§ **Given instruction**:
Filter the entries that follow, copying every line in which the word "React" appears.

§ **Data**:
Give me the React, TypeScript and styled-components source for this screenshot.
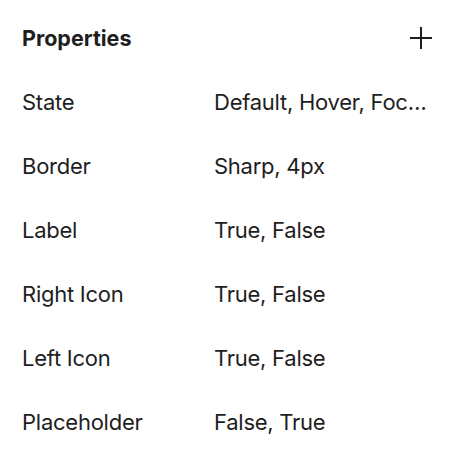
import React from "react";
import styled, { createGlobalStyle } from "styled-components";

const Global = createGlobalStyle`
  html, body { margin: 0; padding: 0; background: #ffffff; }
  body { font-family: Inter, "Noto Sans", sans-serif; color: #1e1e1e; }
  * { box-sizing: border-box; }
`;

const Panel = styled.section`
  width: 454px;
  padding: 5px 22px 0 22px;
  display: flex;
  flex-direction: column;
`;

const Header = styled.header`
  height: 65px;
  display: flex;
  align-items: center;
  justify-content: space-between;
`;

const Title = styled.h2`
  margin: 0;
  font-size: 21.5px;
  font-weight: 700;
  line-height: 26px;
  letter-spacing: 0;
`;

const AddButton = styled.button`
  width: 22px;
  height: 22px;
  padding: 0;
  border: none;
  background: transparent;
  display: flex;
  align-items: center;
  justify-content: center;
  color: #1e1e1e;
  cursor: pointer;
`;

const Row = styled.div`
  height: 64px;
  display: grid;
  grid-template-columns: 192px 1fr;
  align-items: center;
  font-size: 22px;
  line-height: 26px;
  letter-spacing: -0.25px;
`;

const Name = styled.span`
  white-space: nowrap;
`;

const Value = styled.span`
  white-space: nowrap;
  overflow: hidden;
  text-overflow: ellipsis;
  min-width: 0;
`;

const rows: [string, string][] = [
  ["State", "Default, Hover, Focus, Disabled"],
  ["Border", "Sharp, 4px"],
  ["Label", "True, False"],
  ["Right Icon", "True, False"],
  ["Left Icon", "True, False"],
  ["Placeholder", "False, True"],
];

export default function App() {
  return (
    <>
      <Global />
      <Panel>
        <Header>
          <Title>Properties</Title>
          <AddButton aria-label="Add property">
            <svg width="22" height="22" viewBox="0 0 22 22" fill="none">
              <path d="M11 0V22M0 11H22" stroke="currentColor" strokeWidth="2" />
            </svg>
          </AddButton>
        </Header>
        {rows.map(([k, v]) => (
          <Row key={k}>
            <Name>{k}</Name>
            <Value>{v}</Value>
          </Row>
        ))}
      </Panel>
    </>
  );
}
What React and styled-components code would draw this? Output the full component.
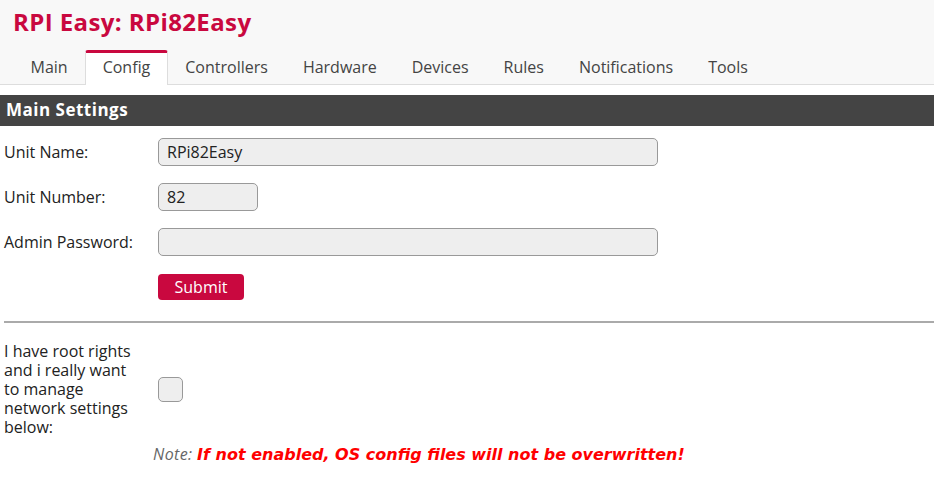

§ **Written answer**:
Give me the React, TypeScript and styled-components source for this screenshot.
import React from "react";
What React and styled-components code would draw this? Output the full component.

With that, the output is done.